Het doorgeven van de ontvangen boodschap vereist evengoed openheid getrouwheid en duidelijkheid t.a.v. de geadresseerden. Het kunnen immers verblijdende, maar evengoed verbijsterende boodschappen zijn.

Hoe en waar te beginnen?
Wie niet vertrouwd zijn met functionerende profeten en profetessen zouden kunnen vragen of het wel verstandig is er überhaupt aan te beginnen, zijn er ook niet al vele valse profeten gesignaleerd en neemt daardoor de verwarring niet toe?
Geen onbelangrijke vraag. Ook hierop moeten antwoorden geformuleerd worden. Maar dan rijst toch allereerst de vraag of wij bereid zijn de gaven die God geeft te accepteren en te gebruiken als noodzakelijk voor Gods doel, namelijk in alles op te groeien tot Hem die het hoofd is … naar de werking die elk deel is toegemeten om de gemeente op te bouwen naar Zijn plan. Laten we daar eerst maar een antwoord op trachten te geven.

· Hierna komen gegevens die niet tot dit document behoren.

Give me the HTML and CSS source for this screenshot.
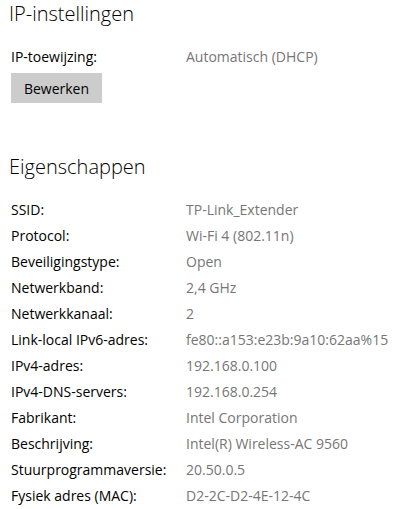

Allereerst wordt van elk lid van het lichaam van Christus een reactie verwacht op de uitdaging dat we moeten jagen naar de genadegaven en vooral dat we mogen profeteren, dat we gáán voor de grootste genadegave, namelijk die van de profetie.
Er voor gaan, voluit, zonder terughoudendheid. Niet geremd door negatieve kritische blikken, maar open naar God en open naar mensen. Streven of jagen naar! Met die woorden begint en eindigt 1Ko. 14. Laat dat ons doel zijn. Het doel om een leven lang na te jagen. Wie dit doel najaagt grijpt nooit te hoog. Maar er is wel iets wat er aan vooraf, of mee gepaard, behoort te gaan. Het 14e hoofdstuk van de 1e brief aan Korinthe over de gaven is een vervolg op het 13e hoofdstuk over de liefde. Dat betekent dat het streven naar het hoogste gepaard moet gaan met het streven naar de nederigste plaats die bij de liefde past. De liefde die lankmoedig is, niet praalt, niet opgeblazen is, niet onwelvoeglijk handelt, niet verbitterd wordt, het kwade niet toerekent, zich niet verblijdt over ongerechtigheid maar met de waarheid, die alles verdraagt, gelooft, hoopt en verduurt. Kortom: streven naar het grootste, het meeste, gaat altijd en overal gelijk op met het streven naar de (het) kleinste, de (het) minste. Want naar Bijbelse maatstaven begint de weg naar de top altijd op de laatste en laagste plaats. Daar is de grootste aller profeten ook begonnen toen Hij in diepe vernedering als mens op de aarde neerdaalde om ons de boodschap van Zijn Vader te brengen. Open naar God en open naar de mensen. Hij nodigt iedereen uit: neemt mijn juk op u en leert van Mij (Mt. 11:29). Willen we van Hem leren? Willen we voor Hem gáán? Durven we dat?